# Source data start
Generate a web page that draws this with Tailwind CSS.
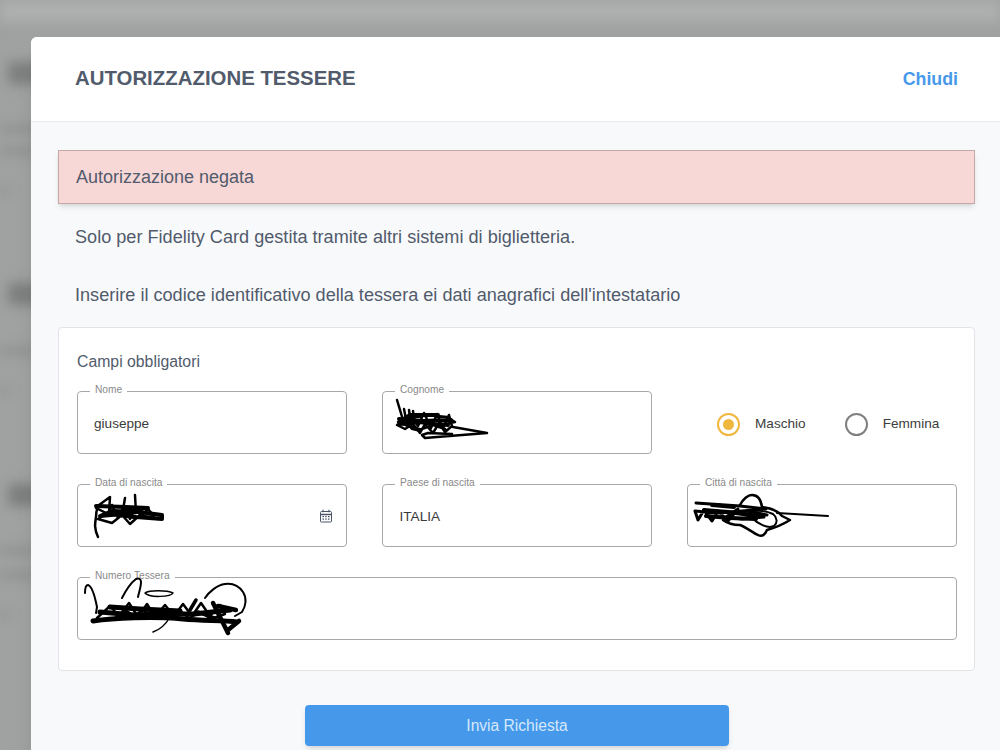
<!DOCTYPE html>
<html lang="it">
<head>
    <meta charset="UTF-8">
    <title>Autorizzazione Tessere</title>
    <script src="https://cdn.jsdelivr.net/npm/@tailwindcss/browser@4"></script>
</head>
<body class="relative h-[750px] overflow-hidden bg-[#a0a1a1] font-['Liberation_Sans',Arial,sans-serif] text-[#515b6c]">
    <!-- Blurred page behind the modal -->
    <div class="absolute inset-0 blur-[6px]">
        <div class="absolute left-0 top-0 h-[22px] w-full bg-[#aeafaf]"></div>
        <div class="absolute left-[8px] top-[62px] h-[22px] w-[40px] bg-[#7d7e7e]"></div>
        <div class="absolute left-0 top-[126px] h-[6px] w-[40px] bg-[#8a8b8b]"></div>
        <div class="absolute left-0 top-[148px] h-[6px] w-[40px] bg-[#8a8b8b]"></div>
        <div class="absolute left-0 top-[188px] h-[6px] w-[8px] bg-[#8a8b8b]"></div>
        <div class="absolute left-[8px] top-[283px] h-[22px] w-[40px] bg-[#7d7e7e]"></div>
        <div class="absolute left-0 top-[348px] h-[6px] w-[40px] bg-[#8a8b8b]"></div>
        <div class="absolute left-0 top-[388px] h-[6px] w-[8px] bg-[#8a8b8b]"></div>
        <div class="absolute left-[8px] top-[484px] h-[22px] w-[40px] bg-[#7d7e7e]"></div>
        <div class="absolute left-0 top-[548px] h-[6px] w-[40px] bg-[#8a8b8b]"></div>
        <div class="absolute left-0 top-[572px] h-[6px] w-[40px] bg-[#8a8b8b]"></div>
        <div class="absolute left-0 top-[612px] h-[6px] w-[8px] bg-[#8a8b8b]"></div>
    </div>

    <!-- Modal -->
    <div class="relative ml-[31px] mt-[37px] h-[760px] w-[1000px] rounded-tl-md bg-[#f8f9fb] shadow-xl">
        <header class="flex h-[85px] w-[969px] items-center justify-between rounded-tl-md border-b border-[#e8ecf1] bg-white pl-[44px] pr-[42px]">
            <h1 class="-mt-[2px] text-[20.4px] font-bold">AUTORIZZAZIONE TESSERE</h1>
            <button class="text-[17.8px] font-bold text-[#4699ea]">Chiudi</button>
        </header>

        <div class="w-[944px] pl-[27px] pt-[28px]">
            <div class="flex h-[54px] items-center border border-[#c5a9a9] bg-[#f8d7d7] pl-[17px] text-[18px] shadow-md">Autorizzazione negata</div>
            <p class="mt-[22px] pl-[17px] text-[18.12px] leading-[22px]">Solo per Fidelity Card gestita tramite altri sistemi di biglietteria.</p>
            <p class="mt-[36px] pl-[17px] text-[18.12px] leading-[22px]">Inserire il codice identificativo della tessera ei dati anagrafici dell'intestatario</p>

            <div class="mt-[21px] h-[344px] rounded border border-[#e2e4e8] bg-white pl-[18px] pr-[17px] pt-[24px]">
                <h2 class="text-[15.8px] leading-[20px]">Campi obbligatori</h2>

                <div class="mt-[19px] grid grid-cols-3 gap-x-[35px] gap-y-[30px]">
                    <div class="relative flex h-[63px] items-center rounded border-[1.5px] border-[#a8a8a8] pl-[16px] pt-[4px] text-[13.6px] text-[#3a3a3a]">
                        <span class="absolute left-[12px] top-[-9px] bg-white px-[5px] text-[10.2px] leading-[14px] text-[#8a8a8a]">Nome</span>
                        giuseppe
                    </div>
                    <div class="relative h-[63px] rounded border-[1.5px] border-[#a8a8a8]">
                        <span class="absolute left-[12px] top-[-9px] bg-white px-[5px] text-[10.2px] leading-[14px] text-[#8a8a8a]">Cognome</span>
                        <svg class="absolute left-0 top-0" width="110" height="55" viewBox="383 392 110 55" fill="none" stroke="#000" stroke-linecap="round" stroke-linejoin="round">
                            <path stroke-width="2.5" d="M397 400l6 20M404 409l3 15M409 410l2 14M413 411l2 12"/>
                            <path stroke-width="2.5" d="M398 422l12-8 8 12 6-13 7 15 6-14 6 14 6-13 3 11-7 6-6-9-6 10-8-9-5 9-7-9-8 5-8-4 10-7 20-3 20 2 8 5-14 3-20-3-18 2 16 6 14-5 12 4"/>
                            <path stroke-width="4" d="M399 419l24 2 28-1M400 424l18-2 30 3M410 415l28 0M412 428l8 2"/>
                            <path stroke-width="2.5" d="M453 427l34 6-50 4-12 1-3-3 6-2 24 1"/>
                        </svg>
                    </div>
                    <div class="flex h-[63px] items-center pl-[30px] pt-[3px] text-[13.6px] text-[#3d3d3d]">
                        <span class="flex h-[23px] w-[23px] items-center justify-center rounded-full border-2 border-[#f0b73e]"><span class="h-[11px] w-[11px] rounded-full bg-[#f0b73e]"></span></span>
                        <span class="ml-[15px]">Maschio</span>
                        <span class="ml-[39px] h-[23px] w-[23px] rounded-full border-2 border-[#7f7f7f]"></span>
                        <span class="ml-[15px]">Femmina</span>
                    </div>

                    <div class="relative flex h-[63px] items-center rounded border-[1.5px] border-[#a8a8a8]">
                        <span class="absolute left-[12px] top-[-9px] bg-white px-[5px] text-[10.2px] leading-[14px] text-[#8a8a8a]">Data di nascita</span>
                        <svg class="absolute left-0 top-0" width="100" height="60" viewBox="78 485 100 60" fill="none" stroke="#000" stroke-linecap="round" stroke-linejoin="round">
                            <path stroke-width="2.5" d="M98 537c-4-8-3-14-2-20 0-6 1-9 3-12l11-8-1 16M125 498l-3 18M135 495l1 18"/>
                            <path stroke-width="2.5" d="M96 508l12 6 4-9 6 13 6-12 6 13 5-11 6 8 7-7 6 7-18 2-30-4-8 5 14 4 10-8 8 9 10-9 18 4"/>
                            <path stroke-width="4" d="M96 506l30 1 22 1-24 2 38 5 0 4-26-2-14-3-22 2 12-5 30 1"/>
                        </svg>
                        <svg class="ml-auto mr-[13px] mt-[1px]" width="14" height="14" viewBox="0 0 14 14" fill="none" stroke="#4a5568">
                            <rect x="1.5" y="2.5" width="11" height="10.5" rx="1"/>
                            <path d="M1.5 5.5h11" stroke-width="1.5"/>
                            <path d="M4 .8v2.4M10 .8v2.4" stroke-width="1.2"/>
                            <path d="M3.5 7.7h1.5M6.2 7.7h1.5M9 7.7h1.5M3.5 10.2h1.5M6.2 10.2h1.5M9 10.2h1.5" stroke-width="1.2"/>
                        </svg>
                    </div>
                    <div class="relative flex h-[63px] items-center rounded border-[1.5px] border-[#a8a8a8] pl-[16.5px] pt-[3px] text-[13.6px] text-[#3a3a3a]">
                        <span class="absolute left-[12px] top-[-9px] bg-white px-[5px] text-[10.2px] leading-[14px] text-[#8a8a8a]">Paese di nascita</span>
                        ITALIA
                    </div>
                    <div class="relative h-[63px] rounded border-[1.5px] border-[#a8a8a8]">
                        <span class="absolute left-[12px] top-[-9px] bg-white px-[5px] text-[10.2px] leading-[14px] text-[#8a8a8a]">Città di nascita</span>
                        <svg class="absolute left-0 top-0" width="145" height="60" viewBox="688 485 145 60" fill="none" stroke="#000" stroke-linecap="round" stroke-linejoin="round">
                            <path stroke-width="2" d="M777 513l51 3"/>
                            <path stroke-width="2.5" d="M740 505c3-6 8-10 12-10 6 0 9 5 10 12 8 1 16 4 20 9l8 4c-8 5-16 8-23 10-2 5-5 7-9 5-5-2-12-8-18-10-6 0-13-2-17-5"/>
                            <path stroke-width="2" d="M745 512c8-2 20-2 28 2 4 3 5 9 1 12-6 3-16-2-22-8"/>
                            <path stroke-width="3" d="M696 503l44 3 26 3-36 3 34 5-22 2-16-2 12-8-10 12-10-10-6 10-8-11-6 10-3-9 22 2 30-2 20 4"/>
                            <path stroke-width="4" d="M704 510l24 2 30 4M706 516l24 2 26 1M712 505l22 2"/>
                        </svg>
                    </div>

                    <div class="relative col-span-3 h-[63px] rounded border-[1.5px] border-[#a8a8a8]">
                        <span class="absolute left-[12px] top-[-9px] bg-white px-[5px] text-[10.2px] leading-[14px] text-[#8a8a8a]">Numero Tessera</span>
                        <svg class="absolute left-0 top-[-8px]" width="180" height="70" viewBox="78 570 180 70" fill="none" stroke="#000" stroke-linecap="round" stroke-linejoin="round">
                            <path stroke-width="2" d="M85 593c0-5 1-8 3-8 4 1 7 12 9 22l-1 6M122 598c4-8 10-16 14-19 3-1 5 0 5 3 0 5-2 10-3 15"/>
                            <path stroke-width="1.5" d="M145 593c4-3 22-3 28 0-2 4-24 5-28 0z"/>
                            <path stroke-width="2" d="M205 598c4-6 12-13 20-14 8-1 14 2 18 8 4 6 3 14-1 20l-7 4"/>
                            <path stroke-width="1.5" d="M153 632c6-2 13-8 17-15"/>
                            <path stroke-width="2.5" d="M97 618l13-12 9 10 10-13 9 14 9-13 8 13 10-12 9 11 9-12 9 12 9-13 9 13 10-11 5 9-14 5-10-7-12 6-10-8-9 7-9-7-10 7-8-7-9 6-9-6-9 7"/>
                            <path stroke-width="5" d="M93 621c20-3 60-5 90-2 22 2 40 1 54 3"/>
                            <path stroke-width="5" d="M100 612l34 3 30-1 30 0 36-4M110 607l30 2 40 2"/>
                            <path stroke-width="4.5" d="M213 603l15 30M228 630l11-9M218 606l18 4"/>
                            <path stroke-width="3.5" d="M190 610l6-10M198 612l16 6"/>
                        </svg>
                    </div>
                </div>
            </div>

            <div class="mt-[34px] flex justify-center pl-[1px]">
                <button class="h-[41px] w-[424px] rounded bg-[#4699ea] text-[15.6px] text-[#d5e8fa] shadow-md">Invia Richiesta</button>
            </div>
        </div>
    </div>
</body>
</html>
# Source data end
Exercise directions: Pull out the lines above in which the word "page" appears.

Answer for the task:
Generate a web page that draws this with Tailwind CSS.
    <!-- Blurred page behind the modal -->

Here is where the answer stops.